A Kingston-area man is raising alarms about the ongoing human rights abuses being inflicted by the El Salvadoran government on its citizens.
Ignacio Melgar, an El Salvadoran immigrant who has been in Kingston for the past 30 years, is gravely concerned about the more than 50,000 arrests that have taken place in the country under the guise of a state of emergency and the subversion of democratic norms by the government.
Since his election in 2019, the current president of El Salvador, Nayib Bukele, has garnered quite a bit of controversy, most recently with his declaration of a state of emergency to address the issue of gang violence in March 2022.
According to Human Rights Watch, since the declaration of the state of emergency, there has been growing evidence of serious human rights violations, including arbitrary arrests, short-term disappearances and multiple deaths of people in custody.
People living in poor communities have been disproportionately impacted by these arrests.
“Human Rights Watch has documented many arrests apparently based solely or largely on people’s age, their appearance or their residence in a gang-dominated rural or urban neighborhood, factors that have nothing to do with whether they have committed a crime,” Human Rights Watch said.
Melgar explained that while the state of emergency in theory applies to everyone, crime organizations such as the infamous MS-13 have the money and lawyers to avoid serious consequences.
“If the policemen see that you have a sun tattoo or you are dressed like a gang member, they can arrest you and you will go to jail,” Melgar explained in an interview with the Whig-Standard. “These organizations, they have a lot of money and they have a lawyer. If a higher-up goes to jail, they call the lawyer and they find a loophole. But the common people, they don’t have money, they don’t have jobs, they are still in jail.”
The issue of gang-related violence is one of the key issues that got Bukele elected in the first placed and is a serious problem in the country.

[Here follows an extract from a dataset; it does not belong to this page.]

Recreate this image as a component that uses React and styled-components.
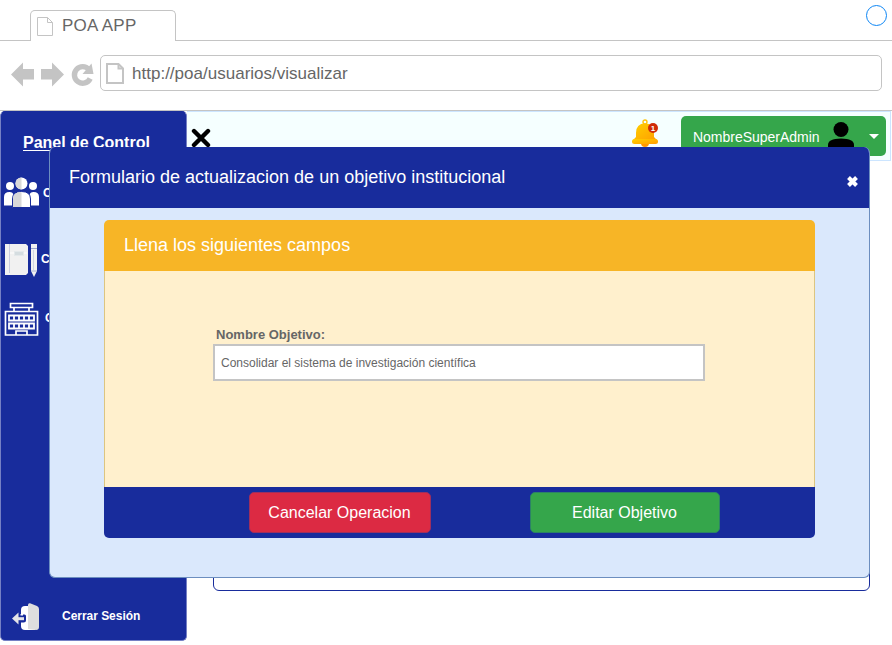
import React from "react";
import styled, { createGlobalStyle } from "styled-components";

const navy = "#182c9c";
const green = "#35a64b";
const grey = "#c4c4c4";

const GlobalStyle = createGlobalStyle`
  * { box-sizing: border-box; }
  body { margin: 0; background: #fff; font-family: "Liberation Sans", Arial, sans-serif; overflow: hidden; }
  svg { display: block; flex: none; }
  button { font-family: inherit; }
`;

const Browser = styled.div`
  position: relative;
  width: 892px;
  height: 645px;
  display: flex;
  flex-direction: column;
  overflow: hidden;
`;

const TabStrip = styled.div`
  height: 41px;
  flex: none;
  display: flex;
  align-items: flex-end;
`;

const StripLine = styled.div`
  width: ${(p) => p.$width || "auto"};
  flex: ${(p) => (p.$width ? "none" : 1)};
  height: 41px;
  border-bottom: 1px solid ${grey};
  display: flex;
  justify-content: flex-end;
  padding: 5px 5px 0 0;
`;

const Tab = styled.div`
  width: 146px;
  height: 31px;
  border: 1px solid ${grey};
  border-bottom: 0;
  border-radius: 5px 5px 0 0;
  display: flex;
  align-items: center;
  padding: 0 0 0 6px;
  gap: 9px;
  color: #666;
  font-size: 17px;
  line-height: 20px;

  span { letter-spacing: 0.25px; margin-top: -1px; }
`;

const WindowDot = styled.div`
  width: 21px;
  height: 21px;
  border: 1px solid #0d86f5;
  border-radius: 50%;
`;

const Toolbar = styled.div`
  height: 69px;
  flex: none;
  display: flex;
  align-items: flex-start;
  padding: 14px 10px 0 11px;
`;

const NavIcons = styled.div`
  width: 89px;
  height: 40px;
  display: flex;
  align-items: center;
`;

const AddressBar = styled.div`
  flex: 1;
  height: 36px;
  border: 1px solid ${grey};
  border-radius: 5px;
  display: flex;
  align-items: center;
  padding-left: 5px;
  gap: 8px;
  font-size: 17px;
  line-height: 20px;
  color: #666;

  span { letter-spacing: 0.01px; margin-top: 1px; }
`;

const Workspace = styled.div`
  flex: 1;
  border-top: 1px solid ${grey};
  display: flex;
  align-items: flex-start;
`;

const Sidebar = styled.aside`
  width: 187px;
  height: 530px;
  padding-top: 21px;
  flex: none;
  display: flex;
  flex-direction: column;
  color: #fff;
  background: ${navy};
  border: 1px solid #7580c4;
  border-top-color: ${navy};
  border-radius: 5px;
`;

const PanelTitle = styled.h2`
  margin: 0 0 0 22px;
  font-size: 16px;
  line-height: 20px;
  letter-spacing: -0.02px;
  text-decoration: underline;
  text-underline-offset: 2px;
`;

const NavItem = styled.div`
  display: flex;
  align-items: center;
  height: ${(p) => p.$height}px;
  margin-top: ${(p) => p.$top}px;
  padding-left: ${(p) => p.$indent || 3}px;
  gap: ${(p) => p.$gap}px;
`;

const NavLabel = styled.span`
  letter-spacing: -0.03px;
  margin-top: ${(p) => p.$shift || 0}px;
  font-size: 12px;
  font-weight: 700;
`;

const Main = styled.main`
  flex: 1;
  display: flex;
  flex-direction: column;
`;

const TopBar = styled.header`
  height: 50px;
  border: 1px solid #cce5ff;
  border-left: 0;
  margin-right: 1px;
  background: #f5ffff;
  display: flex;
  align-items: flex-start;
  padding: 4px 4px 0 4px;
`;

const TopIcon = styled.div`
  padding-top: ${(p) => p.$top}px;
  margin-right: ${(p) => p.$after}px;
`;

const UserMenu = styled.div`
  width: 205px;
  height: 40px;
  background: ${green};
  border-radius: 5px;
  color: #fff;
  font-size: 14px;
  display: flex;
  align-items: center;
  padding-left: 12px;
  gap: 8px;

  span { width: 127px; letter-spacing: -0.02px; margin-top: 2px; }
  svg:last-child { margin-left: 7px; }
`;

const ContentPanel = styled.section`
  height: 420px;
  margin: 10px 22px 0 26px;
  border: 1px solid ${navy};
  border-radius: 6px;
`;

const Modal = styled.section`
  position: absolute;
  left: 49px;
  top: 147px;
  width: 821px;
  height: 431px;
  background: #dae8fc;
  border: 1px solid #6c8ebf;
  border-top: 0;
  border-radius: 6px;
  overflow: hidden;
`;

const ModalHeader = styled.header`
  height: 61px;
  margin: 0 -1px;
  padding: 0 12px 0 20px;
  background: ${navy};
  display: flex;
  justify-content: space-between;
  color: #fff;

  h1 { margin: 20px 0 0; font-size: 18px; font-weight: 400; line-height: 21px; }
  svg { margin-top: 29px; }
`;

const FormCard = styled.form`
  width: 711px;
  height: 318px;
  margin: 12px 0 0 54px;
  display: flex;
  flex-direction: column;
  border-radius: 5px;
  overflow: hidden;
`;

const CardHeader = styled.header`
  height: 51px;
  background: #f7b526;
  color: #fff;
  font-size: 18px;
  line-height: 50px;
  padding-left: 20px;
`;

const CardBody = styled.div`
  height: 216px;
  background: #fff0cd;
  border: solid #dcc580;
  border-width: 0 1px;
  padding: 55px 109px 0 108px;
`;

const FieldLabel = styled.label`
  display: block;
  padding-left: 3px;
  height: 18px;
  line-height: 18px;
  color: #666;
  font-size: 13px;
  font-weight: 700;
`;

const FieldInput = styled.div`
  width: 492px;
  height: 37px;
  border: 2px solid ${grey};
  background: #fff;
  color: #666;
  font-size: 12px;
  line-height: 35px;
  padding-left: 6px;
`;

const CardFooter = styled.footer`
  height: 51px;
  background: ${navy};
  display: flex;
  gap: 99px;
  padding: 5px 0 0 145px;
`;

const ActionButton = styled.button`
  width: ${(p) => p.$width}px;
  height: 41px;
  padding: 0 1px 0 0;
  border: 1px solid ${(p) => p.$edge};
  border-radius: 5px;
  background: ${(p) => p.$color};
  color: #fff;
  font-size: 16px;
`;

const PageIcon = ({ width, height, stroke = 1 }) => (
  <svg width={width} height={height} viewBox={`0 0 ${width} ${height}`} fill="none" stroke={grey} strokeWidth={stroke}>
    <path d={`M${stroke / 2} ${stroke / 2}H${width - 5.5}L${width - stroke / 2} 5.5V${height - stroke / 2}H${stroke / 2}Z`} />
    <path d={`M${width - 5.5} ${stroke / 2}V5.5H${width - stroke / 2}`} />
  </svg>
);

const BrowserControls = () => (
  <svg width="84" height="26" viewBox="0 0 84 26" fill={grey}>
    <path d="M0 12.500L12 .5V7H23V17.500H12V24.500Z" />
    <path d="M53 12.500L41 .5V7H30V17.500H41V24.500Z" />
    <path d="M79.200 16.500A8.300 8.300 0 1 1 78 7.500" fill="none" stroke={grey} strokeWidth="5.400" />
    <path d="M80.500 1.500L82.500 12H71.500Z" />
  </svg>
);

const PeopleIcon = () => (
  <svg width="35" height="31" viewBox="0 0 35 31" fill="#fff">
    <circle cx="6" cy="9" r="4" />
    <circle cx="29" cy="9" r="4" />
    <path d="M0 28.500V20Q0 15 5.500 15Q9 15 9.500 18L8 28.500ZM35 28.500V20Q35 15 29.500 15Q26 15 25.500 18L27 28.500Z" />
    <circle cx="17.500" cy="6.500" r="6" />
    <path d="M8.500 30.500V22Q8.500 14.500 17.500 14.500T26.500 22V30.500Z" stroke={navy} strokeWidth="1" />
    <path d="M17.500 .5A6 6 0 0 0 17.500 12.500ZM17.500 15Q9 15 9 22V30H17.500Z" fill="#d8d8d8" />
  </svg>
);

const NotebookIcon = () => (
  <svg width="33" height="34" viewBox="0 0 33 34">
    <path d="M1 1H22L24 3V30L22 32H1Z" fill="#f1f1f1" />
    <path d="M5.500 1V30" stroke="#c9cce0" />
    <path d="M6 10H23" stroke="#fff" />
    <rect x="10.500" y="8.500" width="9" height="4" fill="#d5dde0" stroke="#e4e9eb" />
    <path d="M27 1H33V28L30 34L27 28Z" fill="#f1f1f1" />
    <path d="M27 5.500H33" stroke="#9da7cc" strokeWidth="1" />
    <path d="M29.500 7V27" stroke="#ced4e3" />
    <path d="M27 28H33" stroke="#aab2d4" />
  </svg>
);

const BuildingIcon = () => (
  <svg width="35" height="34" viewBox="0 0 35 34" fill="none" stroke="#fff" strokeWidth="1.700">
    <path d="M6.500 1.500H28.500V5.500H6.500ZM10 6V9.500M25 6V9.500M1.500 9.500H33.500V33H1.500ZM12 33V29H23V33" />
    <path d="M5 13.500H30V18.500H5ZM5 21.500H30V26.500H5ZM10 13.500V18.500M15 13.500V18.500M20 13.500V18.500M25 13.500V18.500M10 21.500V26.500M15 21.500V26.500M20 21.500V26.500M25 21.500V26.500" strokeWidth="1.800" />
  </svg>
);

const LogoutIcon = () => (
  <svg width="28" height="28" viewBox="0 0 28 28">
    <path d="M9 7Q9 3 13 3H23V27H13Q9 27 9 23Z" fill="#fff" />
    <path d="M16 2Q16 0 18 .3L25 3Q27 4 27 6V24Q27 27 24 27L16 26Z" fill="#dedede" />
    <path d="M8 11.500H12.500Q14 11.500 14 13V17Q14 19.500 11.500 19.500H8Z" fill={navy} />
    <path d="M0 15.500L6.500 9.500V21.500Z" fill="#e4e4e8" />
    <path d="M5 15.700H12" stroke="#e4e4e8" strokeWidth="3" />
    <path d="M8.500 12.500H11V11H8.500Z" fill="#fff" />
  </svg>
);

const BellIcon = () => (
  <svg width="27" height="29" viewBox="0 0 27 29">
    <defs>
      <linearGradient id="bell" x1="0" y1="0" x2="1" y2="1">
        <stop offset="0" stopColor="#ffd000" />
        <stop offset="1" stopColor="#ff9c00" />
      </linearGradient>
    </defs>
    <circle cx="13" cy="3" r="2" fill="none" stroke="#ffc20a" strokeWidth="1.400" />
    <circle cx="13" cy="24" r="4" fill="#ff9800" />
    <path d="M4 14Q4 4.500 13 4.500T22 14V18L25 21V23H1V21L4 18Z" fill="url(#bell)" />
    <rect x="0" y="20" width="26" height="5" rx="2.500" fill="url(#bell)" />
    <circle cx="21" cy="9" r="5" fill="#cf2b08" />
    <text x="21" y="12" textAnchor="middle" fill="#fff" fontSize="8" fontWeight="700">1</text>
  </svg>
);

const UserIcon = () => (
  <svg width="26" height="30" viewBox="0 0 26 30">
    <circle cx="13" cy="8.500" r="7.500" />
    <path d="M0 30V24Q0 17.500 13 17.500T26 24V30Z" />
  </svg>
);

const Cross = ({ size, inset, stroke, color }) => (
  <svg width={size} height={size} viewBox={`0 0 ${size} ${size}`}>
    <path
      d={`M${inset} ${inset}L${size - inset} ${size - inset}M${size - inset} ${inset}L${inset} ${size - inset}`}
      stroke={color}
      strokeWidth={stroke}
      strokeLinecap={color === "#000" ? "round" : "butt"}
    />
  </svg>
);

export default function App() {
  return (
    <Browser>
      <GlobalStyle />
      <TabStrip>
        <StripLine $width="30px" />
        <Tab>
          <PageIcon width={16} height={19} />
          <span>POA APP</span>
        </Tab>
        <StripLine><WindowDot /></StripLine>
      </TabStrip>
      <Toolbar>
        <NavIcons><BrowserControls /></NavIcons>
        <AddressBar>
          <PageIcon width={18} height={21} stroke={2} />
          <span>http://poa/usuarios/visualizar</span>
        </AddressBar>
      </Toolbar>
      <Workspace>
        <Sidebar>
          <PanelTitle>Panel de Control</PanelTitle>
          <NavItem $height={31} $top={24} $gap={4}><PeopleIcon /><NavLabel>C</NavLabel></NavItem>
          <NavItem $height={34} $top={35} $gap={4}><NotebookIcon /><NavLabel $shift={-2}>C</NavLabel></NavItem>
          <NavItem $height={34} $top={25} $gap={6}><BuildingIcon /><NavLabel $shift={-2}>C</NavLabel></NavItem>
          <NavItem $height={28} $top={267} $indent={11} $gap={22}><LogoutIcon /><NavLabel $shift={-3}>Cerrar Sesión</NavLabel></NavItem>
        </Sidebar>
        <Main>
          <TopBar>
            <TopIcon $top={12} $after={421}><Cross size={20} inset={3} stroke={4.4} color="#000" /></TopIcon>
            <TopIcon $top={3} $after={22}><BellIcon /></TopIcon>
            <UserMenu>
              <span>NombreSuperAdmin</span>
              <UserIcon />
              <svg width="10" height="5" viewBox="0 0 10 5" fill="#fff"><path d="M0 0H10L5 5Z" /></svg>
            </UserMenu>
          </TopBar>
          <ContentPanel />
        </Main>
      </Workspace>
      <Modal>
        <ModalHeader>
          <h1>Formulario de actualizacion de un objetivo institucional</h1>
          <Cross size={11} inset={1.5} stroke={4} color="#fff" />
        </ModalHeader>
        <FormCard>
          <CardHeader>Llena los siguientes campos</CardHeader>
          <CardBody>
            <FieldLabel>Nombre Objetivo:</FieldLabel>
            <FieldInput>Consolidar el sistema de investigación científica</FieldInput>
          </CardBody>
          <CardFooter>
            <ActionButton type="button" $width={182} $color="#dc2a43" $edge="#9d2f5e">Cancelar Operacion</ActionButton>
            <ActionButton type="button" $width={190} $color={green} $edge="#2c8266">Editar Objetivo</ActionButton>
          </CardFooter>
        </FormCard>
      </Modal>
    </Browser>
  );
}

But Melgar explains that many of the people who get involved with organized crime do so because they have no alternatives — especially people who have been deported back from the United States.
Facing high levels of poverty and few employment opportunities, many people in El Salvador will pay to be smuggled into the United States.

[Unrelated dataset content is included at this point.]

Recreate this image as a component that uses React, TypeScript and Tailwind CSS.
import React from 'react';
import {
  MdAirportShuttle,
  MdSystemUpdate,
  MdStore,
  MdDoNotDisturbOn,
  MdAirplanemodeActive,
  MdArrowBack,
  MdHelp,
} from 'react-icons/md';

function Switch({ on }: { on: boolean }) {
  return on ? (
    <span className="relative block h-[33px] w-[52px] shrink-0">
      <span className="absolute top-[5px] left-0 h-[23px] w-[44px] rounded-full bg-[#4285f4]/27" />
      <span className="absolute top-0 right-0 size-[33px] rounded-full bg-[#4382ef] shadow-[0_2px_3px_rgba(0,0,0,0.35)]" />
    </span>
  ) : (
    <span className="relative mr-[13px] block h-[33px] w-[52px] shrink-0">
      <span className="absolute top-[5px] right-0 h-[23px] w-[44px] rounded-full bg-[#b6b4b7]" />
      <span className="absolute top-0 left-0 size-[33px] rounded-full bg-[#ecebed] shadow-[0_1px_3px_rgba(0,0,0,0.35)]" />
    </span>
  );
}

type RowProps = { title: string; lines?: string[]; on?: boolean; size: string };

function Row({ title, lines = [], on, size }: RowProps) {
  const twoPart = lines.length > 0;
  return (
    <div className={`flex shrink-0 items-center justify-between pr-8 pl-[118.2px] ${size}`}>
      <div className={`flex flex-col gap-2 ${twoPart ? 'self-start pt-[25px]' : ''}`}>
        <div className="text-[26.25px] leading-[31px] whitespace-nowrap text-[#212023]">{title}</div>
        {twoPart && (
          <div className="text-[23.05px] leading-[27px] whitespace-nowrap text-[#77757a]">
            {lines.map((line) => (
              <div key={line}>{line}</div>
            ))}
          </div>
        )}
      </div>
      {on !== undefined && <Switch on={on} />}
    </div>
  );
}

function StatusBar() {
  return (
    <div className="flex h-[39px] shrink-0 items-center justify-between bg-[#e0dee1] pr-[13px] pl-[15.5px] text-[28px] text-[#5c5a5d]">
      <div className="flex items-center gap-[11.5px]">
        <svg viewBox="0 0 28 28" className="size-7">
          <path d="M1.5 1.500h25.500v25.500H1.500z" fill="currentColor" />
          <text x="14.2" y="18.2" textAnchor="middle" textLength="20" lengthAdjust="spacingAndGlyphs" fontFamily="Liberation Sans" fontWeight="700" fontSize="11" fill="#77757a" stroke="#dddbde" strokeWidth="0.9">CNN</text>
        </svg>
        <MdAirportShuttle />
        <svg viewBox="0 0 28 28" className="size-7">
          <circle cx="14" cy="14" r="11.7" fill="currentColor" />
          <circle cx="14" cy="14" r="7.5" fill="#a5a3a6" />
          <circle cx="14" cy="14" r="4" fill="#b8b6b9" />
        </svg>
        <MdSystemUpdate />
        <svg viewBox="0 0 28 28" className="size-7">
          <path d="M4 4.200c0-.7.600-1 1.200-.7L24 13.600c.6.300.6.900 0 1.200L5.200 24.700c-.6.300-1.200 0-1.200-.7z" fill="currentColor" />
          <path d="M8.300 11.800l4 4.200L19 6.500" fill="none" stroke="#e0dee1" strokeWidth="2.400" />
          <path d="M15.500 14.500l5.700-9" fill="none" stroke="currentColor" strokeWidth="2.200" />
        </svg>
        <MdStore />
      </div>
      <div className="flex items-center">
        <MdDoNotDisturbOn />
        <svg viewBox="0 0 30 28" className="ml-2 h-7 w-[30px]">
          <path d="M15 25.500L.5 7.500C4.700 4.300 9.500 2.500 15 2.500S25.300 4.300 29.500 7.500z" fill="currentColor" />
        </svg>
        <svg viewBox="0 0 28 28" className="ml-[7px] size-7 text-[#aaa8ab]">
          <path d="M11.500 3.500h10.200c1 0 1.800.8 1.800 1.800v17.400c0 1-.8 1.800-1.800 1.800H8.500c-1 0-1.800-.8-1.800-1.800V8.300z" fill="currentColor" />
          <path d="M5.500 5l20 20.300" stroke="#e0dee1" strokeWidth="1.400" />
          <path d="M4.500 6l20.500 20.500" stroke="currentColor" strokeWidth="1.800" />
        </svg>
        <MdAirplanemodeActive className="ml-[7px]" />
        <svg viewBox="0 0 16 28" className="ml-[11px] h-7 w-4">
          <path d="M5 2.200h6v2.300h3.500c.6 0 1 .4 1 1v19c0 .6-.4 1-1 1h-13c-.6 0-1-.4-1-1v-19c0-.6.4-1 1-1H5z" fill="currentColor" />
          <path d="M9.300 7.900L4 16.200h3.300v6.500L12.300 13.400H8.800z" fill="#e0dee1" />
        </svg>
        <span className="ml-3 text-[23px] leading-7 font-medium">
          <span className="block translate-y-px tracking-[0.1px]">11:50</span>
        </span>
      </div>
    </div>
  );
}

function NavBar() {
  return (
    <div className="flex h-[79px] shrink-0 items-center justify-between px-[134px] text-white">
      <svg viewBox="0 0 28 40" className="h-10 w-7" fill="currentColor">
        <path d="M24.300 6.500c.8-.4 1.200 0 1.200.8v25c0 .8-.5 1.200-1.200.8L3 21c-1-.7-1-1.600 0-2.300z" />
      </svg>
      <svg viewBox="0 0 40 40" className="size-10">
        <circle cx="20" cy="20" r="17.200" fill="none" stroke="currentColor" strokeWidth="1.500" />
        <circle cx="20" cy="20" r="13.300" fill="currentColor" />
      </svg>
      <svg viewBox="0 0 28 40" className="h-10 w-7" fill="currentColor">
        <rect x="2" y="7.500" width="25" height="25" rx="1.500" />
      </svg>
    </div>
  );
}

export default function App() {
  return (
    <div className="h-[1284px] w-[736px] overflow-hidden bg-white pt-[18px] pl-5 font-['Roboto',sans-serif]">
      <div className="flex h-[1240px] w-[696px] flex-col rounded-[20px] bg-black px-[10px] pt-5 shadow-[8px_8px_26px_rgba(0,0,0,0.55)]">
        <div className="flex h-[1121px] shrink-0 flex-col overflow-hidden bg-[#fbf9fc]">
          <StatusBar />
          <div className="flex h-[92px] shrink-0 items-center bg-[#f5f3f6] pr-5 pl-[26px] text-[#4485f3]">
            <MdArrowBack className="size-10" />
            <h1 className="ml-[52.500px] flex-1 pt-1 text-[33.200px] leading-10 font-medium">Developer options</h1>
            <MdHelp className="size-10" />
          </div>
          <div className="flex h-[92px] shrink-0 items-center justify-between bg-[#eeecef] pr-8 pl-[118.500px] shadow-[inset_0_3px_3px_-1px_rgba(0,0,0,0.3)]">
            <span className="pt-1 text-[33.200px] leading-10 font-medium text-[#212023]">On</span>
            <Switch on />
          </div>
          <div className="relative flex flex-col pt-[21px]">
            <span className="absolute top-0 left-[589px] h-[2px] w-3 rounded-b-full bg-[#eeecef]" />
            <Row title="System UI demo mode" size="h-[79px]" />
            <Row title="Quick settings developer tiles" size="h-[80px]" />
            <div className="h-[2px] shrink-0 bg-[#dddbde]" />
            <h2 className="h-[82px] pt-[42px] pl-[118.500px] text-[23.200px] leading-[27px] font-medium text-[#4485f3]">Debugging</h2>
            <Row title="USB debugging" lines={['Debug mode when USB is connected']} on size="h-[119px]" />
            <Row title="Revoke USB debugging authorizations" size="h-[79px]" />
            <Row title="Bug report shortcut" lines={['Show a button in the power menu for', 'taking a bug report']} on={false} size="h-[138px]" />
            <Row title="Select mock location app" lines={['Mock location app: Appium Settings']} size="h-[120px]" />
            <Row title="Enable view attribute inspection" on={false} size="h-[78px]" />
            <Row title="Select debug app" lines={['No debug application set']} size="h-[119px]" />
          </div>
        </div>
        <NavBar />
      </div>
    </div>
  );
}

“People will come and say, ‘I can bring you to the United States for a certain amount (of money),’ and people are so desperate — they don’t have jobs many of them — so they sell what they are able to to go to the United States,” he explained.
However, for people who get deported to El Salvador, they have nothing left when they return.
“There’s no jobs, the poverty is so terrible, and the gangs approach them and say ‘join us.’ It’s desperation and a lifeline,” Melgar said.
Upon his election, Bukele committed to crackdown on gang-related violence, though it was later revealed that it was a backdoor deal made between Bukele’s government and leaders of the organized crime groups MS-13, Barrio Ravolucionarios and Barrio 18 Sureños that led to a historically low homicide rate.
“In exchange for their commitment to holding the national homicide rate at a historic low, the gangs demanded among other conditions, improved prison conditions and increased employment opportunities for their members outside of prison”, El Faro reported.
However, after deviating from the agreement, MS-13 leaders claimed responsibility for a spree of murders that resulted in 87 deaths.
It was following this event that Bukele implemented the state of emergency, which has seen the dissolution of legal protections from unlawful detainment.
For Melgar, the current situation illustrates clearly the contradiction of Bukele’s appeal — while he claims to be acting to improve the situation for the people, he is only protecting the powerful.
While poor, hard-working people are unlawfully detained, high-level, wealthy gang leaders are able to negotiate and avoid meaningful legal ramifications.
For Kingston city councillor Robert Kiley, who acted as an election monitor in the 2019 election, seeing the country fall has been upsetting.
“At the time, it was an exciting moment: a free and fair election which broke the mould from nearly 40 years of entrenched left/right divide that had cemented after the bloody civil war with victory of a young centrist who, himself a former mayor, promised reform and unity,” Kiley said in an email to the Whig-Standard. “Since that time, I understand — especially from local residents of our city, expatriates of the Latin American country in question — that there have been many abuses of power, even subversion of democracy and the constitution. This concerns and saddens me. I hope El Salvador realizes its potential as a modern, transparent democratic society which honours the rule of law and rights of all residents.”
For Melgar, who fought hard to see El Salvador become a fair and prosperous country for it’s people, seeing the state of the current government is very difficult.
“People know he is a liar and the promises he made are not coming true. He is making the rich people richer,” he said. “But we have a core group (there), resisting. We will see what happens; we have to hope.”
Melgar is hoping that the Canadian government will take note of the ongoing issues in El Salvador. He said he has reached out, with the assistance of Kiley, to Kingston and the Islands MP Mark Gerretsen and Foreign Affairs Minister Melanie Joly to discuss this issue but has yet to meet with either party.